研究の目的、概要、期待される効果
ものづくりにおいては、「マルチマテリアル化」による高機能化を達成するため、様々な材料を組み合わせる(接合する)技術が開発されています。一方で、接合に伴う加熱や材料変形のプロセスは、材質の劣化を引き起こす場合が多く、その性状を正確に把握することが必要となります。特に、異なる材質同士が接する接合界面では、ミクロ組織の変化や残留応力が発生しやすく、これらが接合の信頼性を低下させる原因となります。当研究室では、光計測や音響計測を利用して材料や、材料同士の接合部に生じる欠陥を非破壊で検査する技術の開発研究を行っています。
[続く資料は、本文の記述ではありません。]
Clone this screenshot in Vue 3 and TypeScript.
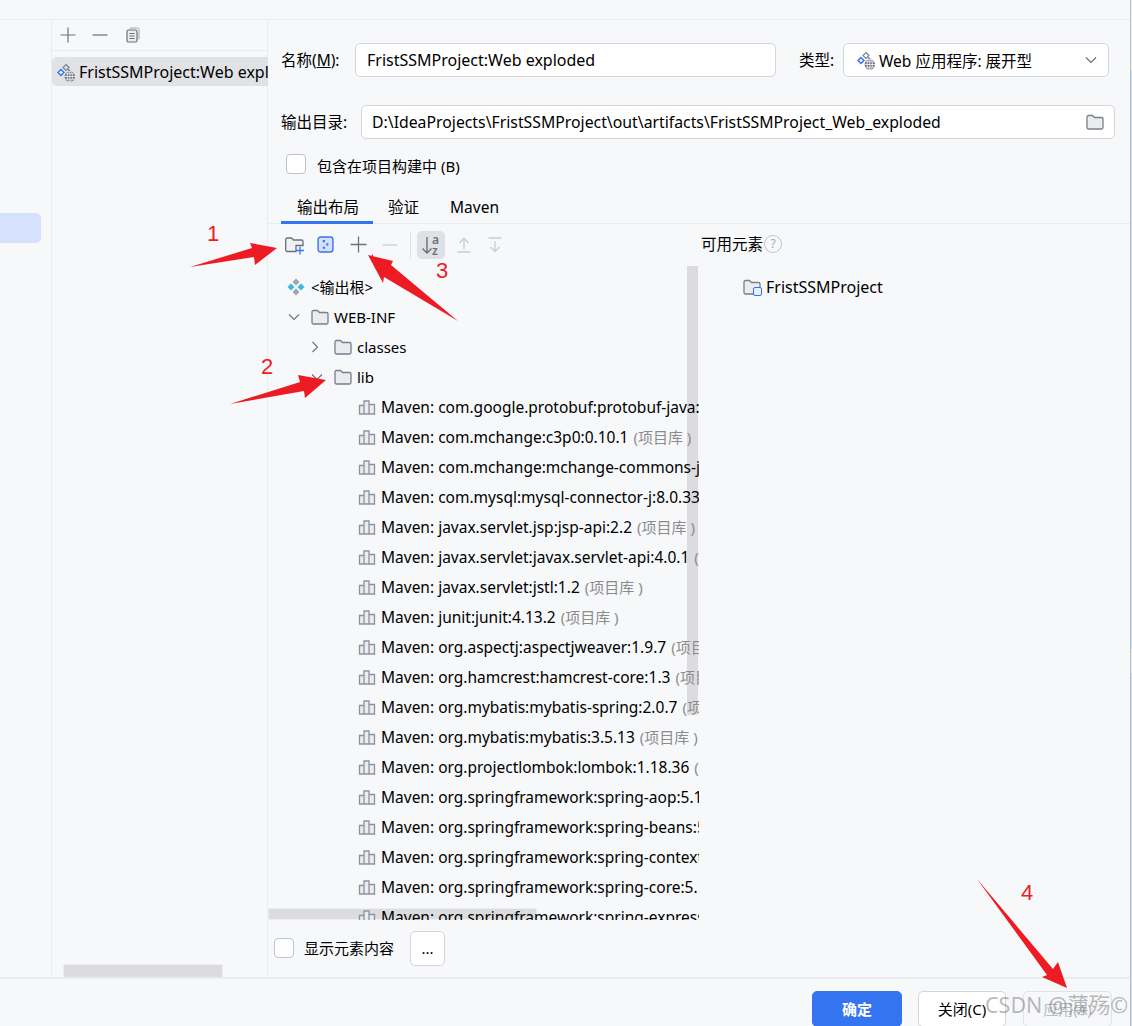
<script setup lang="ts">
interface Row { depth: number; icon: 'root' | 'folder' | 'lib'; text: string; chev?: 'down' | 'right'; suffix?: boolean }
const mavens: string[] = [
  'com.google.protobuf:protobuf-java:3.21.9',
  'com.mchange:c3p0:0.10.1',
  'com.mchange:mchange-commons-java:0.3.1',
  'com.mysql:mysql-connector-j:8.0.33',
  'javax.servlet.jsp:jsp-api:2.2',
  'javax.servlet:javax.servlet-api:4.0.1',
  'javax.servlet:jstl:1.2',
  'junit:junit:4.13.2',
  'org.aspectj:aspectjweaver:1.9.7',
  'org.hamcrest:hamcrest-core:1.3',
  'org.mybatis:mybatis-spring:2.0.7',
  'org.mybatis:mybatis:3.5.13',
  'org.projectlombok:lombok:1.18.36',
  'org.springframework:spring-aop:5.1.8',
  'org.springframework:spring-beans:5.1.8',
  'org.springframework:spring-context:5.1.8',
  'org.springframework:spring-core:5.1.8',
  'org.springframework:spring-expression:5.1.8',
]
const rows: Row[] = [
  { depth: 0, icon: 'root', text: '<输出根>' },
  { depth: 1, icon: 'folder', text: 'WEB-INF', chev: 'down' },
  { depth: 2, icon: 'folder', text: 'classes', chev: 'right' },
  { depth: 2, icon: 'folder', text: 'lib', chev: 'down' },
  ...mavens.map((m): Row => ({ depth: 3, icon: 'lib', text: 'Maven: ' + m, suffix: true })),
]
const arrows: string[] = [
  '190,267 252,248 250,243 277,248 255,265 254,257',
  '230,404 300,382 298,375 326,380 305,398 304,391',
  '458,321 391,265 393,261 368,255 383,283 384,277',
  '977,879 1053,969 1058,962 1067,988 1042,977 1047,975',
]
</script>

<template>
  <div class="app">
    <svg width="0" height="0" class="defs">
      <symbol id="artifact" viewBox="0 0 20 20">
        <path d="M10 2.500l3 3-3 3-3-3z" fill="none" stroke="#7e828f" stroke-width="1.200"/>
        <path d="M5 7.500l3 3-3 3-3-3z" fill="#e8effd" stroke="#3574f0" stroke-width="1.400"/>
        <path d="M12 7.500l2.500 2" fill="none" stroke="#3574f0" stroke-width="1.200"/>
        <circle cx="13.800" cy="14.500" r="5.200" fill="#6c707e"/>
        <path d="M8.600 14.500h10.400M13.800 9.300v10.400M9.600 11.800h8.400M9.600 17.200h8.400" stroke="#f7f8fa" stroke-width=".8"/>
        <ellipse cx="13.800" cy="14.500" rx="2.600" ry="5.200" fill="none" stroke="#f7f8fa" stroke-width=".8"/>
      </symbol>
      <symbol id="folder" viewBox="0 0 18 16">
        <path d="M1 3a1.500 1.500 0 0 1 1.500-1.500h4l2 2h7A1.500 1.500 0 0 1 17 5v8.500a1.500 1.500 0 0 1-1.500 1.500h-13A1.500 1.500 0 0 1 1 13.500z" fill="#ebecf0" stroke="#7a7e8b" stroke-width="1.300"/>
      </symbol>
      <symbol id="lib" viewBox="0 0 18 16">
        <path d="M1.500 6.500h4.500v8.500H1.500zM6 2h5v13H6zM11 5.500h5.500V15H11z" fill="#ebecf0" stroke="#8f929e" stroke-width="1.300"/>
      </symbol>
      <symbol id="root" viewBox="0 0 18 18">
        <path d="M9 .5l3.500 3.500L9 7.500 5.500 4z" fill="#9aa7b0"/>
        <path d="M4 5.500L7.500 9 4 12.500.5 9z" fill="#40b6e0"/>
        <path d="M14 5.500L17.500 9 14 12.500 10.500 9z" fill="#40b6e0"/>
        <path d="M9 10.500l3.500 3.500L9 17.500 5.500 14z" fill="#9aa7b0"/>
      </symbol>
    </svg>

    <div class="topstrip"></div>

    <div class="body">
      <aside class="side"><div class="side-sel"></div></aside>

      <section class="middle">
        <div class="mid-tools">
          <svg class="ic16" viewBox="0 0 16 16"><path d="M8 .5v15M.5 8h15" stroke="#6c707e" stroke-width="1.200" fill="none"/></svg>
          <svg class="ic16" viewBox="0 0 16 16"><path d="M.5 8h15" stroke="#6c707e" stroke-width="1.200" fill="none"/></svg>
          <svg class="ic16 copy" viewBox="0 0 16 16"><path d="M5 2.500V2a1 1 0 0 1 1-1h6.500a1.500 1.500 0 0 1 1.500 1.500V11a1 1 0 0 1-1 1" stroke="#a0a3ad" fill="none"/><rect x="2" y="3" width="10" height="12" rx="1.500" fill="#ebecf0" stroke="#6c707e" stroke-width="1.200"/><path d="M4.500 6.500h5M4.500 9h5M4.500 11.500h5" stroke="#6c707e"/></svg>
        </div>
        <div class="artifact-row">
          <svg class="ic20"><use href="#artifact"/></svg>
          <span>FristSSMProject:Web exploded</span>
        </div>
        <div class="mid-scroll"></div>
      </section>

      <main class="main">
        <div class="form-row first">
          <label class="lbl lbl-name">名称(<u>M</u>):</label>
          <div class="field name-field">FristSSMProject:Web exploded</div>
          <label class="lbl lbl-type">类型:</label>
          <div class="field type-field">
            <svg class="ic20"><use href="#artifact"/></svg>
            <span class="type-text">Web 应用程序: 展开型</span>
            <svg class="caret" viewBox="0 0 12 8"><path d="M1 1.500l5 5 5-5" fill="none" stroke="#6c707e" stroke-width="1.200"/></svg>
          </div>
        </div>

        <div class="form-row second">
          <label class="lbl lbl-out">输出目录:</label>
          <div class="field out-field">
            <span class="out-text">D:\IdeaProjects\FristSSMProject\out\artifacts\FristSSMProject_Web_exploded</span>
            <svg class="ic-folder-out"><use href="#folder"/></svg>
          </div>
        </div>

        <div class="check-row">
          <span class="checkbox"></span>
          <span class="check-text">包含在项目构建中 (B)</span>
        </div>

        <div class="tabs">
          <div class="tab active">输出布局</div>
          <div class="tab t2">验证</div>
          <div class="tab t3">Maven</div>
        </div>

        <div class="panes">
          <div class="left-pane">
            <div class="tree-tools">
              <svg class="tool t-folder" viewBox="0 0 20 20"><path d="M.7 15V4.500A1.500 1.500 0 0 1 2.200 3h4.300l2 2h8a1.500 1.500 0 0 1 1.500 1.500V10.500H11V16.500H2.200A1.500 1.500 0 0 1 .7 15z" fill="#f0f1f4" stroke="#6c707e" stroke-width="1.300"/><path d="M15 11.500v8M11 15.500h8" stroke="#3574f0" stroke-width="1.300"/></svg>
              <svg class="tool t-blue" viewBox="0 0 16 16"><rect x="1" y="1" width="14" height="14" rx="2.500" fill="#d5e1fb" stroke="#3574f0" stroke-width="1.300"/><path d="M5.500 3.800h2v2h-2zM8.700 6.900h2v2h-2zM5.500 10.100h2v2h-2z" fill="#3574f0"/></svg>
              <span class="plus-wrap">
                <svg class="tool t-plus" viewBox="0 0 16 16"><path d="M8 .5v15M.5 8h15" stroke="#6c707e" stroke-width="1.200"/></svg>
                <span class="corner"></span>
              </span>
              <svg class="tool t-minus" viewBox="0 0 16 16"><path d="M.5 8h15" stroke="#c9ccd6" stroke-width="1.200"/></svg>
              <span class="divider"></span>
              <span class="sort-btn">
                <svg viewBox="0 0 24 24" width="24" height="24"><path d="M9 4v16M4.500 15.500L9 20l4.500-4.500" fill="none" stroke="#6c707e" stroke-width="1.400"/></svg>
                <span class="az">a<br>z</span>
              </span>
              <svg class="tool t-up" viewBox="0 0 16 16"><path d="M8 12V1.500M3.500 6L8 1.500 12.500 6M1.500 15h13" fill="none" stroke="#c9ccd6" stroke-width="1.300"/></svg>
              <svg class="tool t-down" viewBox="0 0 16 16"><path d="M8 4v10.500M3.500 10L8 14.500 12.500 10M1.500 1h13" fill="none" stroke="#c9ccd6" stroke-width="1.300"/></svg>
            </div>
            <div class="tree">
              <div class="v-scroll"></div>
              <div class="h-scroll"></div>
              <div v-for="(r, i) in rows" :key="i" class="row" :class="'d' + r.depth">
                <span v-if="r.depth > 0" class="chev">
                  <svg v-if="r.chev === 'down'" viewBox="0 0 12 8" width="12" height="8"><path d="M1 1.500l5 5 5-5" fill="none" stroke="#6c707e" stroke-width="1.100"/></svg>
                  <svg v-else-if="r.chev === 'right'" viewBox="0 0 8 12" width="8" height="12"><path d="M1.500 1l5 5-5 5" fill="none" stroke="#6c707e" stroke-width="1.100"/></svg>
                </span>
                <svg class="row-ic"><use :href="'#' + r.icon"/></svg>
                <span class="row-text">{{ r.text }}</span>
                <span v-if="r.suffix" class="suffix">(项目库 )</span>
              </div>
            </div>
            <div class="show-row">
              <span class="checkbox small"></span>
              <span>显示元素内容</span>
              <button class="dots" type="button">...</button>
            </div>
          </div>

          <div class="right-pane">
            <div class="avail">可用元素<span class="help">?</span></div>
            <div class="avail-item">
              <span class="avail-ic">
                <svg class="avail-folder"><use href="#folder"/></svg>
                <span class="avail-badge"></span>
              </span>
              <span>FristSSMProject</span>
            </div>
          </div>
        </div>
      </main>
    </div>

    <footer class="footer">
      <button class="btn primary" type="button">确定</button>
      <button class="btn close" type="button">关闭(C)</button>
      <button class="btn disabled" type="button">应用(A)</button>
    </footer>

    <svg class="marks" viewBox="0 0 1132 1026" width="1132" height="1026">
      <polygon v-for="(p, i) in arrows" :key="i" :points="p" fill="#ed1c24"/>
    </svg>
    <span class="num n1">1</span>
    <span class="num n2">2</span>
    <span class="num n3">3</span>
    <span class="num n4">4</span>
    <span class="watermark">CSDN @薄殇©</span>
    <span class="edge"></span>
  </div>
</template>

<style>
html, body { margin: 0; padding: 0; background: #f7f8fa; }
</style>

<style scoped>
* { box-sizing: border-box; }
.app {
  position: relative;
  width: 1132px;
  height: 1026px;
  overflow: hidden;
  display: flex;
  flex-direction: column;
  background: #f7f8fa;
  color: #000;
  font: 15.5px/20px "Noto Sans", "Noto Sans CJK SC", sans-serif;
}
.defs { position: absolute; }
.topstrip { height: 20px; flex: none; border-bottom: 1px solid #ebecf0; }
.body { flex: 1; display: flex; min-height: 0; }
.side { width: 52px; flex: none; border-right: 1px solid #ebecf0; padding-top: 193px; }
.side-sel { width: 41px; height: 30px; background: #d5e1ff; border-radius: 0 5px 5px 0; }
.middle { position: relative; width: 216px; flex: none; border-right: 1px solid #ebecf0; }
.mid-tools {
  height: 31px;
  display: flex;
  align-items: center;
  gap: 16px;
  padding-left: 8px;
  border-bottom: 1px solid #ebecf0;
}
.ic16 { width: 16px; height: 16px; }
.copy { margin-left: 1px; }
.artifact-row {
  margin-top: 6px;
  height: 29px;
  display: flex;
  align-items: center;
  gap: 3px;
  padding-left: 4px;
  margin-right: -1px;
  background: #e1e2e6;
  border-radius: 5px 0 0 5px;
  white-space: nowrap;
  overflow: hidden;
  font-size: 16px;
}
.ic20 { width: 20px; height: 20px; flex: none; }
.mid-scroll { position: absolute; left: 11px; bottom: 0; width: 160px; height: 13px; background: #dcdcde; border: 1px solid #eceef1; border-bottom: 0; }
.main { flex: 1; min-width: 0; display: flex; flex-direction: column; padding-top: 23px; }
.form-row { display: flex; align-items: center; height: 34px; padding-left: 13px; }
.second { margin-top: 28px; }
.lbl { white-space: nowrap; }
.field {
  height: 34px;
  background: #fff;
  border: 1px solid #d3d5db;
  border-radius: 5px;
  display: flex;
  align-items: center;
}
.lbl-name { width: 74px; }
.name-field { width: 421px; padding-left: 11px; font-size: 16px; }
.lbl-type { margin-left: 23px; width: 44px; }
.type-field { width: 266px; padding-left: 12px; padding-right: 11px; }
.type-text { margin-left: 3px; flex: 1; position: relative; top: 1px; }
.caret { width: 12px; height: 8px; }
.lbl-out { width: 80px; }
.out-field { width: 754px; padding-left: 10px; justify-content: space-between; padding-right: 10px; font-size: 15.8px; }
.ic-folder-out { width: 18px; height: 16px; }
.check-row { display: flex; align-items: center; gap: 11px; margin: 15px 0 0 18px; height: 20px; font-size: 15px; }
.check-text { position: relative; top: 2px; }
.checkbox {
  display: block;
  width: 20px;
  height: 20px;
  background: #fff;
  border: 1px solid #c0c3cf;
  border-radius: 4px;
  flex: none;
}
.tabs { display: flex; height: 33px; margin-top: 17px; border-bottom: 1px solid #ebecf0; padding-left: 13px; }
.tab { padding-top: 6px; }
.active { width: 92px; padding-left: 16px; border-bottom: 3px solid #3574f0; height: 33px; }
.t2 { margin-left: 15px; }
.t3 { margin-left: 31px; }
.panes { flex: 1; display: flex; min-height: 0; }
.left-pane { width: 431px; flex: none; display: flex; flex-direction: column; }
.tree-tools { height: 34px; flex: none; padding: 7px 0 0 17px; display: flex; align-items: center; }
.tool { width: 18px; height: 18px; flex: none; }
.t-folder { width: 20px; height: 20px; }
.t-blue { width: 17px; height: 17px; margin-left: 12px; }
.plus-wrap { position: relative; display: flex; margin-left: 16px; }
.t-plus { width: 17px; height: 17px; }
.corner { position: absolute; right: -6px; bottom: -5px; width: 0; height: 0; border-left: 4px solid transparent; border-bottom: 4px solid #6c707e; }
.t-minus { width: 16px; height: 16px; margin-left: 15px; }
.divider { width: 1px; height: 26px; margin-left: 12px; background: #dfe1e5; }
.sort-btn {
  position: relative;
  width: 28px;
  height: 28px;
  margin-left: 6px;
  background: #dfe1e5;
  border-radius: 5px;
  display: flex;
  align-items: center;
  padding-left: 1px;
}
.az { position: absolute; left: 15px; top: 3px; font-size: 12px; line-height: 11px; color: #6c707e; font-weight: 600; }
.t-up { width: 16px; height: 16px; margin-left: 11px; }
.t-down { width: 16px; height: 16px; margin-left: 15px; }
.tree { position: relative; flex: none; height: 662px; overflow: hidden; padding-top: 14px; }
.v-scroll { position: absolute; left: 419px; top: 8px; width: 11px; height: 449px; background: #dcdcde; }
.h-scroll { position: absolute; left: 0; top: 650px; width: 269px; height: 12px; background: #dcdcde; border: 1px solid #eceef1; }
.row { position: relative; height: 30px; display: flex; align-items: center; white-space: nowrap; overflow: hidden; font-size: 15px; }
.d3 { font-size: 15.5px; }
.d0 { padding-left: 19px; }
.d1 { padding-left: 20px; }
.d2 { padding-left: 43px; }
.d3 { padding-left: 67px; }
.chev { width: 24px; height: 30px; flex: none; display: flex; align-items: center; padding-left: 1px; margin-left: -1px; }
.d3 .chev { display: block; }
.row-ic { width: 18px; height: 16px; flex: none; }
.d0 .row-ic { width: 18px; height: 18px; }
.row-text { margin-left: 5px; }
.d0 .row-text { margin-left: 6px; }
.suffix { margin-left: 5px; color: #8c8c8c; font-size: 15px; }
.show-row { display: flex; align-items: center; padding-left: 6px; height: 44px; margin-top: 6px; position: relative; font-size: 15px; }
.small { margin-right: 10px; }
.dots {
  width: 35px;
  height: 35px;
  margin-left: 16px;
  background: #fff;
  border: 1px solid #d3d5db;
  border-radius: 5px;
  font: inherit;
  padding: 0;
}
.right-pane { flex: 1; }
.avail { height: 34px; padding: 5px 0 0 2px; display: flex; align-items: center; }
.help {
  width: 18px;
  height: 18px;
  margin-left: 1px;
  border: 1px solid #c0c3cf;
  border-radius: 50%;
  color: #a0a5b5;
  font-size: 12px;
  line-height: 16px;
  text-align: center;
}
.avail-item { display: flex; align-items: center; height: 30px; margin-top: 14px; padding-left: 44px; gap: 5px; font-size: 16px; }
.avail-ic { position: relative; display: block; width: 18px; height: 16px; }
.avail-folder { width: 18px; height: 16px; display: block; }
.avail-badge { position: absolute; right: -1px; bottom: -1px; width: 9px; height: 9px; background: #e8effd; border: 1px solid #3574f0; border-radius: 2px; }
.footer {
  height: 49px;
  flex: none;
  border-top: 2px solid #ebecf0;
  display: flex;
  gap: 16px;
  padding: 12px 20px 0 0;
  justify-content: flex-end;
  font-size: 15px;
}
.btn {
  width: 90px;
  height: 36px;
  background: #fff;
  border: 1px solid #d3d5db;
  border-radius: 5px;
  font: inherit;
  color: #000;
  padding: 0;
}
.close { width: 88px; margin-right: 1px; }
.primary { background: #3574f0; border-color: #3574f0; color: #fff; font-weight: 600; }
.disabled { width: 89px; background: transparent; color: #b8bac0; border-color: #e1e2e6; }
.marks { position: absolute; left: 0; top: 0; pointer-events: none; }
.num { position: absolute; color: #ed1c24; font: 22px/24px "Liberation Sans", sans-serif; }
.n1 { left: 207px; top: 222px; }
.n2 { left: 261px; top: 355px; }
.n3 { left: 436px; top: 259px; }
.n4 { left: 1021px; top: 881px; }
.watermark {
  position: absolute;
  left: 985px;
  top: 992px;
  font: 21.500px/26px "Noto Sans", "Noto Sans CJK SC", sans-serif;
  color: rgba(90, 90, 90, 0.42);
  white-space: nowrap;
}
.edge {
  position: absolute;
  right: 0;
  top: 0;
  bottom: 0;
  width: 2px;
  background:
    linear-gradient(#b9bec6, #b9bec6) left top / 1px 100% no-repeat,
    linear-gradient(#f2f3f5 0 70px, #c5e3f8 70px 649px, #eceef1 649px 673px, #c5e3f8 673px) right top / 1px 100% no-repeat;
}
</style>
光計測の一例として、当研究室で製作したレーザースペックルパターン干渉計は、測定する材料の表面に拡大したレーザー光を照射し、光の干渉によって生じた干渉縞模様を測定する手法です。材料表面に生じた1μm以下の微小な変位をデジタルカメラを用いてリアルタイムに撮影することが出来ます。接合部に局所的に加熱したり音響振動を与えることによって励起された、与えた微小で可逆的な(非破壊)変形を可視化することで、材料内の欠陥や応力状態を推定する手法の研究を進めています。非破壊、非接触、高速、広視野を実現した非破壊検査法の開発を目指しています。


アピールポイント
接合プロセスや材料の疲労に伴う欠陥の生成や,劣化の過程を光計測,シミュレーション,材料組織解析による複合アプローチによって解明します
つながりたい分野(産業界、自治体等)
自動車周辺部品、航空機部品、電子部品をはじめ、金型加工、医療機器分野など、ものづくりにおいて接合に関わるあらゆる企業とのつながりを期待します。